Ghana, Ivory Coast and Colombia together account for two-thirds of global cocoa production, with Ghana and Ivory Coast accounting for 70 percent while Colombia accounts for 1 percent. However, this feat is achieved at the expense of the tropical forests of these three countries since deforestation is relatively high in all three countries due to the fact that primary forests are continually being cleared for the cultivation of this important cash crop and other food crops.
Since the early 1990s, Ghana has lost more than 33.7 percent of its forests, which corresponds to 2,500,000 hectares mainly due to logging, unsustainable farming, bushfires, mining and infrastructural development. Ghana’s deforestation rate between the period of 2005 and 2010 was projected at 2.19 percent per annum, making Ghana the sixth highest most deforested country in the world for that period (FAO, 2010). (https://theredddesk.org/countries/ghana)
This has necessitated the need for beneficiaries of this cash crop, namely, chocolate and cocoa companies to step in to curtail the impact of the crop on tropical forests by introducing initiatives designed to mitigate the role of cocoa cultivation in the deforestation of tropical forests.
The response to this challenge culminated in the establishment of the Cocoa and Forests Initiative (CFI), under which ‘Frameworks for Action’ have been signed between Ghana, Ivory Coast and Colombia and leading chocolate and cocoa companies to arrest deforestation by no longer converting forestland into cocoa farms or plantations while working to restore forest areas that have already been degraded.
In Ghana, Civil Society Organizations (CSO) working in the forest and cocoa sector have made their inputs into the ‘Frameworks for Action’, implementation plan under which the establishment of illegal cocoa farms will also be outlawed, forest policies will be more effectively enforced and alternative livelihoods will be developed for affected farmers.
More CSOs participated in the CFI process which had hitherto, been passive and limited to a few organisations as a result of lobbying and advocacy for wider CSO involvement by Tropenbos Ghana, EcoCare Ghana and Forest Watch Ghana with support from Partnership for Forest.
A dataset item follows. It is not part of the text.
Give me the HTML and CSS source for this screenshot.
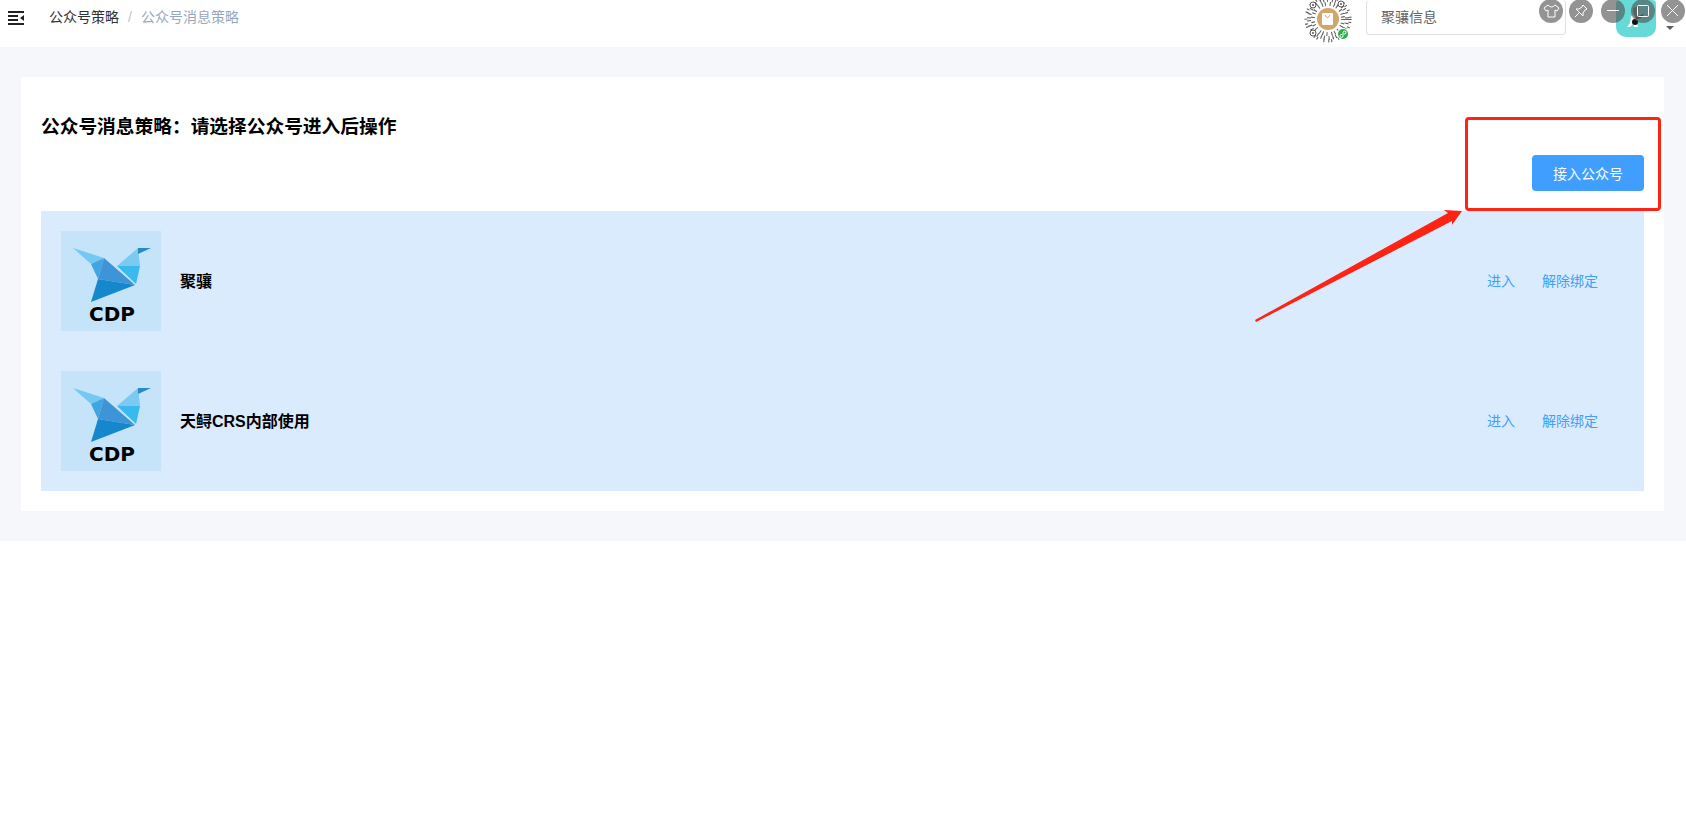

The enhanced participation saw more CSOs scrutinizing CFI’s thematic areas and suggesting actions to enable it to realise its intent. This ensured that wider perspectives were brought into the CFI process thus guaranteeing its successful implementation.
The Actions which are aligned with the Paris Climate Agreement were signed on November 17th, 2017 with Ghana and Ivory Coast and on July 18, 2018 with Colombia. They are expected to play a crucial role in sequestering carbon stocks and helping to mitigate Climate Change both locally and globally.